19. What if the app was removed from the app store?
Save all records, verify official payment channels, and avoid paying unknown collectors without proof.
20. What should I do before borrowing?
Verify SEC registration and Certificate of Authority, read the loan disclosure, check app permissions, avoid upfront fees, and save all documents.
LXXIX. Conclusion
To verify whether an online lending company is SEC registered in the Philippines, a borrower must go beyond the app name and identify the actual legal company behind the loan. The borrower should check whether the company is registered with the SEC and, more importantly, whether it has a valid Certificate of Authority to operate as a lending or financing company. Corporate registration alone, DTI registration, BIR registration, a mayor’s permit, an app store listing, or a social media page is not enough.
A legitimate online lender should clearly disclose its corporate name, SEC details, authority to operate, office address, contact information, loan terms, privacy policy, and complaint channels. The app name, loan agreement, payment channel, privacy policy, and official receipts should all point to the same accountable entity.
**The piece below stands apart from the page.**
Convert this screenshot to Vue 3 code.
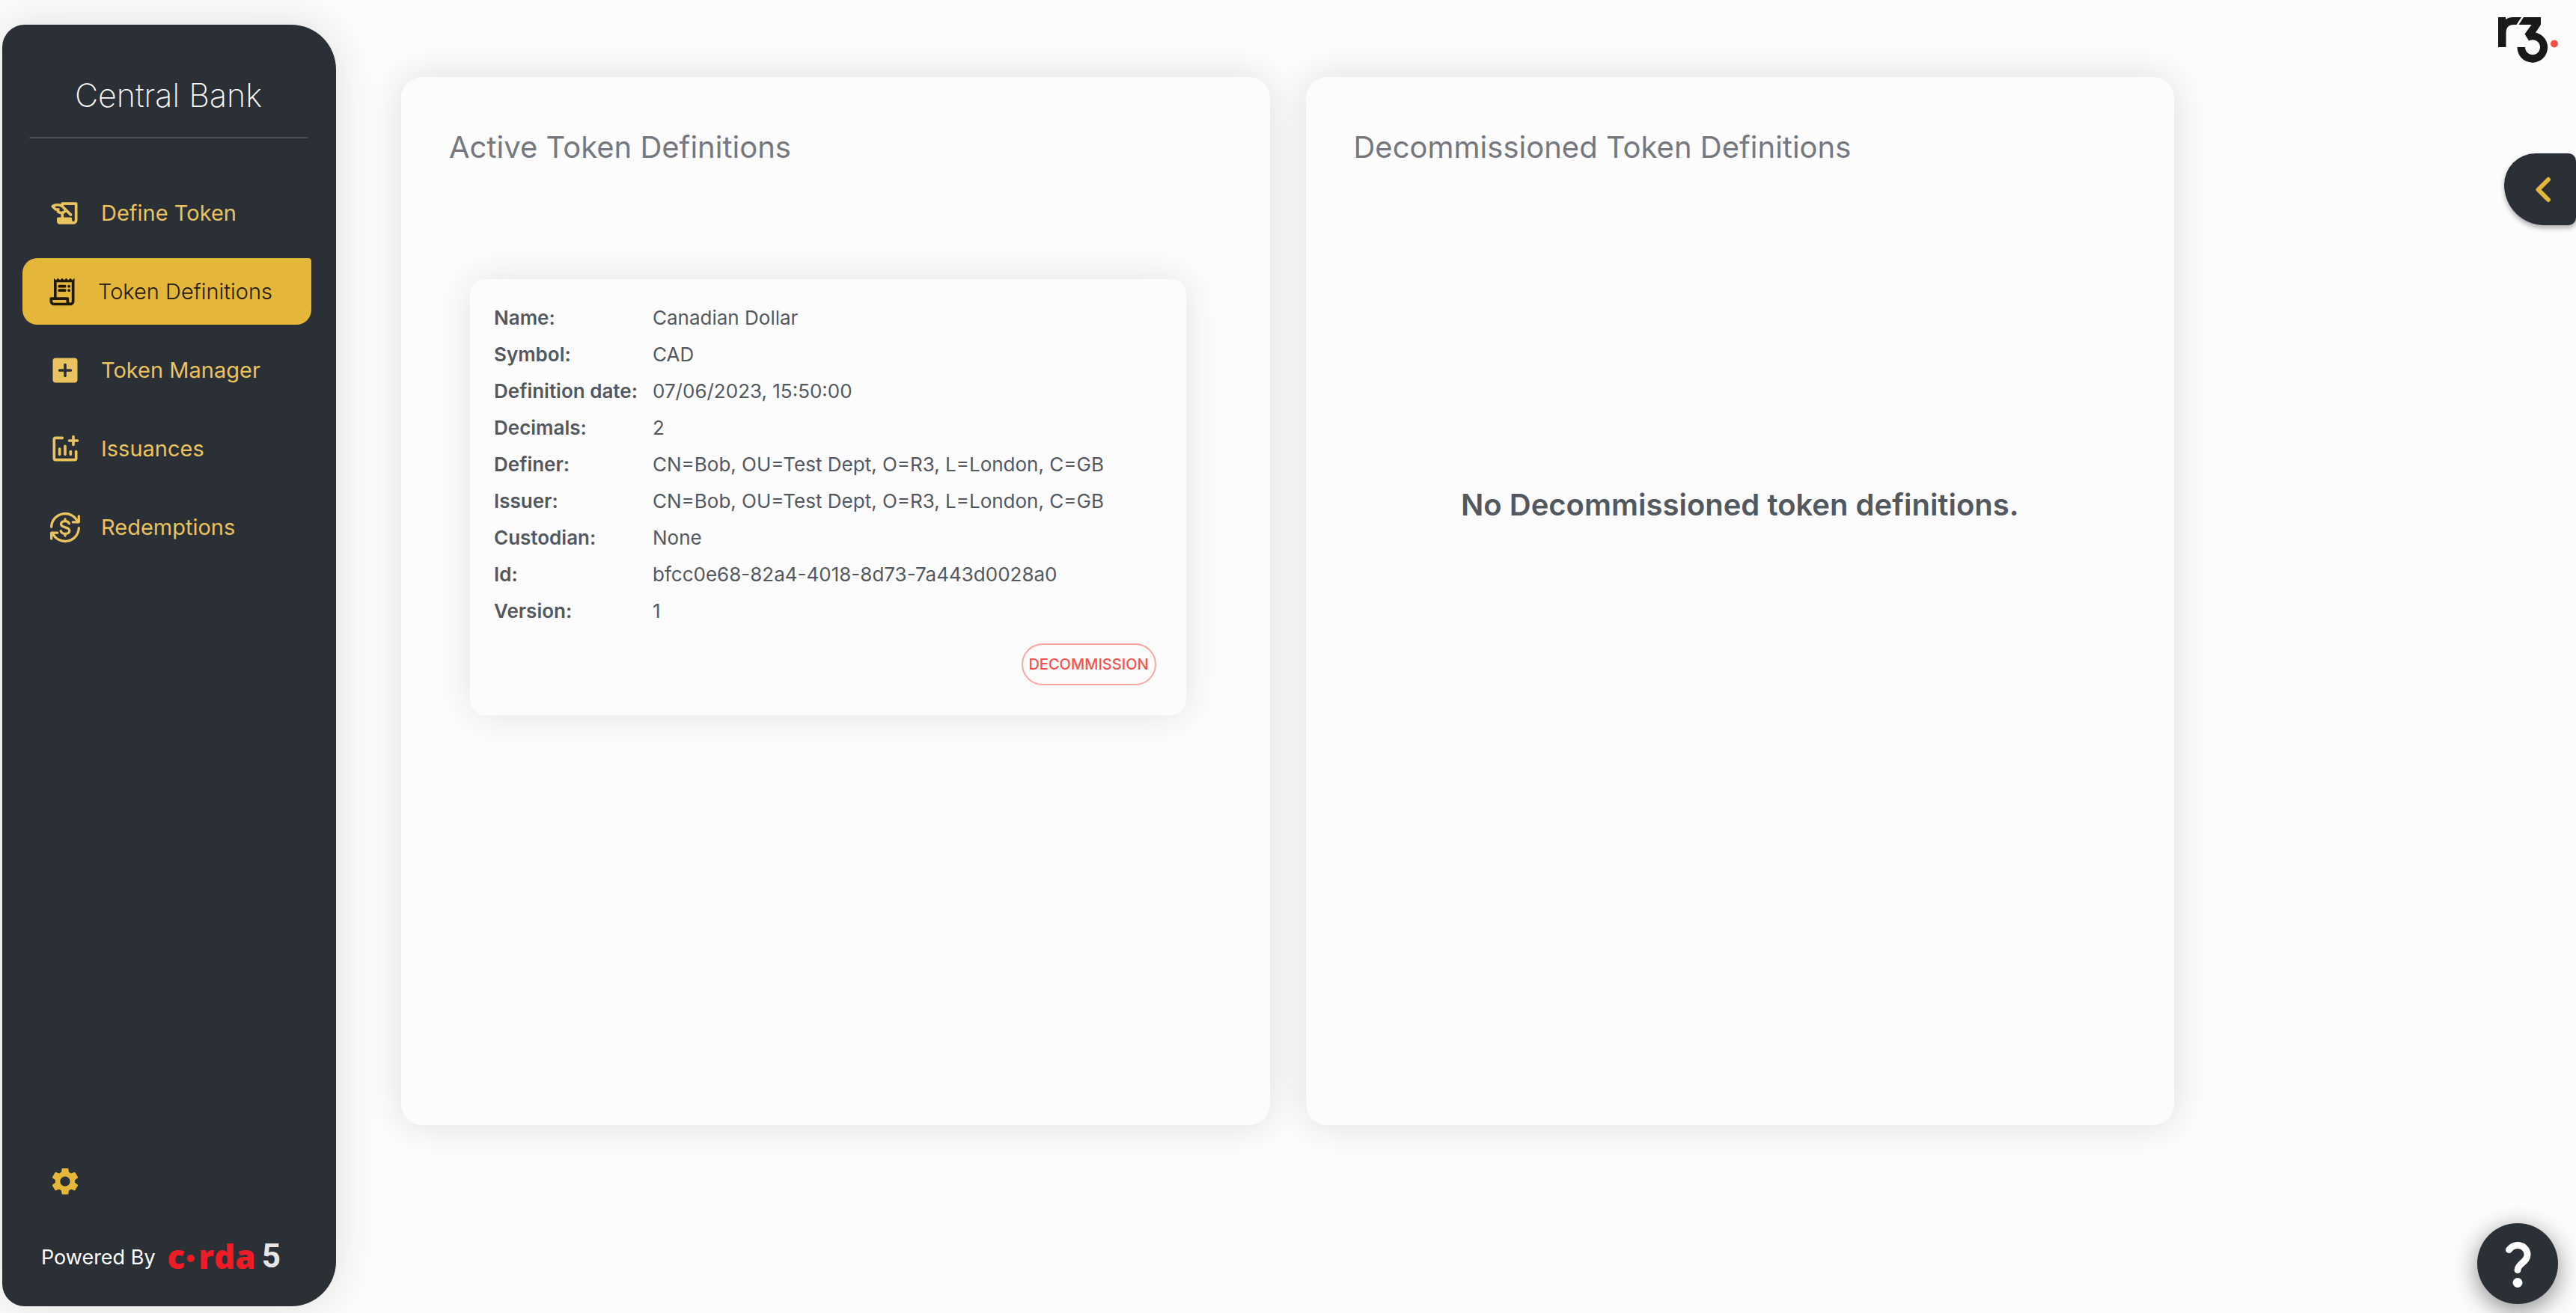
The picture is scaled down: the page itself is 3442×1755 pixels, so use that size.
<script setup>
const navItems = [
  { label: 'Define Token', icon: 'define' },
  { label: 'Token Definitions', icon: 'receipt', active: true },
  { label: 'Token Manager', icon: 'add' },
  { label: 'Issuances', icon: 'chart' },
  { label: 'Redemptions', icon: 'exchange' },
]

const token = [
  ['Name:', 'Canadian Dollar'],
  ['Symbol:', 'CAD'],
  ['Definition date:', '07/06/2023, 15:50:00'],
  ['Decimals:', '2'],
  ['Definer:', 'CN=Bob, OU=Test Dept, O=R3, L=London, C=GB'],
  ['Issuer:', 'CN=Bob, OU=Test Dept, O=R3, L=London, C=GB'],
  ['Custodian:', 'None'],
  ['Id:', 'bfcc0e68-82a4-4018-8d73-7a443d0028a0'],
  ['Version:', '1'],
]
</script>

<template>
  <div class="page">
    <aside class="sidebar">
      <h1 class="brand">Central Bank</h1>
      <nav class="nav">
        <a
          v-for="item in navItems"
          :key="item.label"
          href="#"
          class="nav-link"
          :class="{ active: item.active }"
          :aria-current="item.active ? 'page' : undefined"
        >
          <svg class="icon" viewBox="0 0 24 24" aria-hidden="true">
            <path
              v-if="item.icon === 'define'"
              fill="currentColor"
              d="M9 5v.38c-.83-.33-1.72-.5-2.61-.5-1.42 0-2.84.43-4.05 1.29-.51.36-.58 1.09-.14 1.54l2.57 2.56h1.11v1.11c.86.86 1.98 1.31 3.11 1.36V15H7c-.55 0-1 .45-1 1v2c0 1.1.9 2 2 2h10c1.66 0 3-1.34 3-3V5c0-.55-.45-1-1-1H10c-.55 0-1 .45-1 1zm-1.11 5.41V8.26H5.61L4.57 7.22a5.07 5.07 0 0 1 1.82-.34c1.34 0 2.59.52 3.54 1.46l1.41 1.41-.2.2c-.51.51-1.19.8-1.92.8-.47 0-.93-.12-1.33-.34zM19 17c0 .55-.45 1-1 1s-1-.45-1-1v-1c0-.55-.45-1-1-1h-5v-2.59c.57-.23 1.1-.57 1.56-1.03l.2-.2L15.59 14H17v-1.41l-6-5.97V6h8v11z"
            />
            <g v-else-if="item.icon === 'receipt'" fill="currentColor">
              <path
                d="M19.5 3.5 18 2l-1.5 1.5L15 2l-1.5 1.5L12 2l-1.5 1.5L9 2 7.5 3.5 6 2v14H4c-.55 0-1 .45-1 1v2c0 1.66 1.34 3 3 3h12c1.66 0 3-1.34 3-3V2l-1.5 1.5zM15 20H6c-.55 0-1-.45-1-1v-1h10v2zm4-1c0 .55-.45 1-1 1s-1-.45-1-1v-2c0-.55-.45-1-1-1H8V5h11v14z"
              />
              <rect x="9" y="7" width="6" height="2" rx="1" />
              <rect x="16" y="7" width="2" height="2" rx="1" />
              <rect x="9" y="10" width="6" height="2" rx="1" />
              <rect x="16" y="10" width="2" height="2" rx="1" />
            </g>
            <path
              v-else-if="item.icon === 'add'"
              fill="currentColor"
              d="M19 3H5c-1.11 0-2 .9-2 2v14c0 1.1.89 2 2 2h14c1.1 0 2-.9 2-2V5c0-1.1-.9-2-2-2zm-3 10h-3v3c0 .55-.45 1-1 1s-1-.45-1-1v-3H8c-.55 0-1-.45-1-1s.45-1 1-1h3V8c0-.55.45-1 1-1s1 .45 1 1v3h3c.55 0 1 .45 1 1s-.45 1-1 1z"
            />
            <g
              v-else-if="item.icon === 'chart'"
              fill="none"
              stroke="currentColor"
              stroke-width="2"
              stroke-linecap="round"
            >
              <path d="M10 4H5a1 1 0 0 0-1 1v14a1 1 0 0 0 1 1h14a1 1 0 0 0 1-1v-5" />
              <path d="M8 12v4M12 10v6M16 14v2M18 3v6M15 6h6" />
            </g>
            <g
              v-else
              fill="none"
              stroke="currentColor"
              stroke-width="1.8"
              stroke-linecap="round"
              stroke-linejoin="round"
            >
              <path d="M2 11.6A10 10 0 0 1 21.2 8M22 12.4A10 10 0 0 1 2.8 16" />
              <path d="M22 3.8V8.1H17.6M2 20.2V15.9H6.4" />
              <path
                d="M15 9.2c-.4-1.1-1.5-1.8-3-1.8-1.7 0-3 .9-3 2.2 0 3 6.2 1.7 6.2 4.8 0 1.3-1.4 2.2-3.2 2.2-1.6 0-2.8-.8-3.2-2M12 6v1.2M12 16.8V18"
              />
            </g>
          </svg>
          <span>{{ item.label }}</span>
        </a>
      </nav>
      <div class="sidebar-foot">
        <button type="button" class="settings" aria-label="Settings">
          <svg class="icon" viewBox="0 0 24 24" aria-hidden="true">
            <path
              fill="currentColor"
              d="M19.14 12.94c.04-.3.06-.61.06-.94 0-.32-.02-.64-.07-.94l2.03-1.58c.18-.14.23-.41.12-.61l-1.92-3.32c-.12-.22-.37-.29-.59-.22l-2.39.96c-.5-.38-1.03-.7-1.62-.94l-.36-2.54c-.04-.24-.24-.41-.48-.41h-3.84c-.24 0-.43.17-.47.41l-.36 2.54c-.59.24-1.13.57-1.62.94l-2.39-.96c-.22-.08-.47 0-.59.22L2.74 8.87c-.12.21-.08.47.12.61l2.03 1.58c-.05.3-.09.63-.09.94s.02.64.07.94l-2.03 1.58c-.18.14-.23.41-.12.61l1.92 3.32c.12.22.37.29.59.22l2.39-.96c.5.38 1.03.7 1.62.94l.36 2.54c.05.24.24.41.48.41h3.84c.24 0 .44-.17.47-.41l.36-2.54c.59-.24 1.13-.56 1.62-.94l2.39.96c.22.08.47 0 .59-.22l1.92-3.32c.12-.22.07-.47-.12-.61l-2.01-1.58zM12 15.6c-1.98 0-3.6-1.62-3.6-3.6s1.62-3.6 3.6-3.6 3.6 1.62 3.6 3.6-1.62 3.6-3.6 3.6z"
            />
          </svg>
        </button>
        <p class="powered">
          <span>Powered By</span>
          <span class="corda">
            <span>c</span><i class="corda-dot"></i><span>rda</span><b class="corda-five">5</b>
          </span>
        </p>
      </div>
    </aside>

    <main class="content">
      <section class="panel">
        <h2 class="panel-title">Active Token Definitions</h2>
        <article class="card">
          <table class="details">
            <tbody>
              <tr v-for="[name, value] in token" :key="name">
                <th scope="row">{{ name }}</th>
                <td>{{ value }}</td>
              </tr>
            </tbody>
          </table>
          <button type="button" class="decommission">DECOMMISSION</button>
        </article>
      </section>

      <section class="panel">
        <h2 class="panel-title">Decommissioned Token Definitions</h2>
        <p class="empty">No Decommissioned token definitions.</p>
      </section>
    </main>

    <div class="rail">
      <svg class="logo" viewBox="0 0 80 61" role="img" aria-label="r3">
        <g fill="#191919">
          <path d="M0 0H10V3Q14 0 20 0H31L24.500 10H21Q10.500 10 10.500 21V40H0Z" />
          <path
            d="M34 0H57V10L50 20.500A20.300 20.300 0 1 1 25.500 40H36A10 10 0 1 0 41 31.500L35.500 22.500L44.500 10H27.500Z"
          />
        </g>
        <circle cx="75" cy="35.500" r="5" fill="#f4524a" />
      </svg>
      <button type="button" class="drawer-toggle" aria-label="Open panel">
        <svg viewBox="0 0 96 96" aria-hidden="true">
          <path
            d="M59 35 45.500 48.500 59 62"
            fill="none"
            stroke="#e4b73a"
            stroke-width="6"
            stroke-linecap="round"
            stroke-linejoin="round"
          />
        </svg>
      </button>
      <button type="button" class="help" aria-label="Help">
        <svg viewBox="0 0 108 108" aria-hidden="true">
          <path
            d="M42.500 35.500C45.500 31.500 49 29.500 54 29.500C61 29.500 67 34.500 67 42C67 52 54 54.500 54 62.500"
            fill="none"
            stroke="#fff"
            stroke-width="9"
            stroke-linecap="round"
          />
          <circle cx="54" cy="79.500" r="6.500" fill="#fff" />
        </svg>
      </button>
    </div>
  </div>
</template>

<style>
body {
  margin: 0;
  background: #fcfcfc;
}
</style>

<style scoped>
.page {
  display: flex;
  min-height: 100vh;
  font-family: Inter, "Liberation Sans", sans-serif;
  color: #53585f;
  background: #fcfcfc;
}

h1,
h2,
p {
  margin: 0;
  font-weight: 400;
}

button {
  padding: 0;
  border: 0;
  background: none;
  font-family: inherit;
  cursor: pointer;
}

svg {
  display: block;
}

/* Sidebar */
.sidebar {
  flex: none;
  display: flex;
  flex-direction: column;
  box-sizing: border-box;
  width: 446px;
  margin: 33px 0 9px 3px;
  border-radius: 30px 60px 60px 30px;
  background: #2b2f36;
  box-shadow: 0 0 60px rgba(0, 0, 0, 0.12);
}

.brand {
  margin: 64px 38px 0 36px;
  padding-bottom: 26px;
  border-bottom: 2px solid #4c4e53;
  font-size: 43px;
  line-height: 60px;
  font-weight: 200;
  color: #fff;
  text-align: center;
}

.nav {
  display: flex;
  flex-direction: column;
  gap: 16px;
  margin: 55px 33px 0 27px;
}

.nav-link {
  display: flex;
  align-items: center;
  gap: 26px;
  height: 89px;
  padding-left: 35px;
  border-radius: 20px 4px 20px 20px;
  color: #e9c35f;
  font-size: 29px;
  text-decoration: none;
}

.nav-link.active {
  padding-left: 31px;
  background: #e4b73a;
  color: #1f1906;
  font-weight: 300;
}

.icon {
  flex: none;
  width: 44px;
  height: 44px;
}

.sidebar-foot {
  margin-top: auto;
  padding: 0 52px 39px;
}

.settings {
  display: block;
  margin: 0 0 54px 10px;
  color: #e4b73a;
}

.powered {
  display: flex;
  align-items: center;
  gap: 16px;
  font-size: 27px;
  line-height: 52px;
  color: #fff;
}

.corda {
  display: flex;
  align-items: center;
  margin-bottom: 4px;
  font-family: "Open Sans", "Noto Sans", sans-serif;
  font-size: 44px;
  line-height: 48px;
  font-weight: 800;
  color: #ee1c25;
}

.corda-dot {
  width: 10px;
  height: 10px;
  margin: 6px 5px 0 3px;
  border-radius: 50%;
  background: currentColor;
}

.corda-five {
  margin-left: 8px;
  font-family: Roboto, sans-serif;
  font-size: 44px;
  font-weight: 700;
  color: #e6e6e6;
}

/* Panels */
.content {
  flex: 1;
  display: flex;
  align-items: flex-start;
  gap: 48px;
  padding: 103px 0 0 87px;
}

.panel {
  flex: 1 1 0;
  box-sizing: border-box;
  min-height: calc(100vh - 354px);
  padding: 64px;
  border-radius: 28px;
  background: #fcfcfc;
  box-shadow: 0 0 50px rgba(0, 0, 0, 0.12);
}

.panel-title {
  font-size: 40px;
  line-height: 60px;
  font-weight: 400;
  color: #75797f;
}

.card {
  display: flex;
  flex-direction: column;
  margin: 146px 48px 0 28px;
  padding: 27px 40px 40px 32px;
  border-radius: 20px;
  background: #fcfcfc;
  box-shadow: 0 0 50px rgba(0, 0, 0, 0.1);
}

.details {
  border-collapse: collapse;
  font-size: 26px;
  line-height: 49px;
}

.details th {
  width: 212px;
  padding: 0;
  font-weight: 600;
  text-align: left;
  white-space: nowrap;
}

.details td {
  padding: 0;
  font-weight: 400;
}

.decommission {
  align-self: flex-end;
  box-sizing: border-box;
  width: 180px;
  height: 56px;
  margin-top: 19px;
  border: 2px solid #faa6a2;
  border-radius: 28px;
  font-size: 20px;
  font-weight: 500;
  color: #f4524c;
}

.empty {
  margin-top: 418px;
  font-size: 40px;
  line-height: 60px;
  font-weight: 600;
  text-align: center;
}

/* Right rail */
.rail {
  flex: none;
  display: flex;
  flex-direction: column;
  align-items: flex-end;
  width: 537px;
}

.logo {
  width: 80px;
  height: 61px;
  margin: 23px 24px 0 0;
}

.drawer-toggle {
  width: 96px;
  height: 96px;
  margin-top: 121px;
  border-radius: 42px 10px 10px 54px;
  background: #2b2f36;
  box-shadow: 0 4px 6px rgba(0, 0, 0, 0.3);
}

.help {
  width: 108px;
  height: 108px;
  margin: auto 24px 12px 0;
  border-radius: 50%;
  background: #2b2f36;
  box-shadow: 0 8px 32px rgba(0, 0, 0, 0.45);
}
</style>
Borrowers should be cautious of lenders that hide their corporate identity, demand upfront fees, use personal payment accounts, require excessive phone permissions, contact relatives or employers, threaten arrest, post personal information, or refuse to provide loan documents. SEC registration does not excuse abusive collection, hidden charges, or data privacy violations.
If a lender is unregistered, misrepresents its authority, or engages in harassment, borrowers should preserve evidence and file complaints with the proper authorities. If personal data is misused, privacy remedies may also be available. If money was actually received, borrowers should carefully separate the principal amount, interest, penalties, and unlawful charges, and seek advice before making decisions.
The safest rule is simple: verify before borrowing. A few minutes spent checking the lender’s legal identity, SEC authority, loan terms, and privacy practices can prevent excessive debt, harassment, data misuse, and fraud.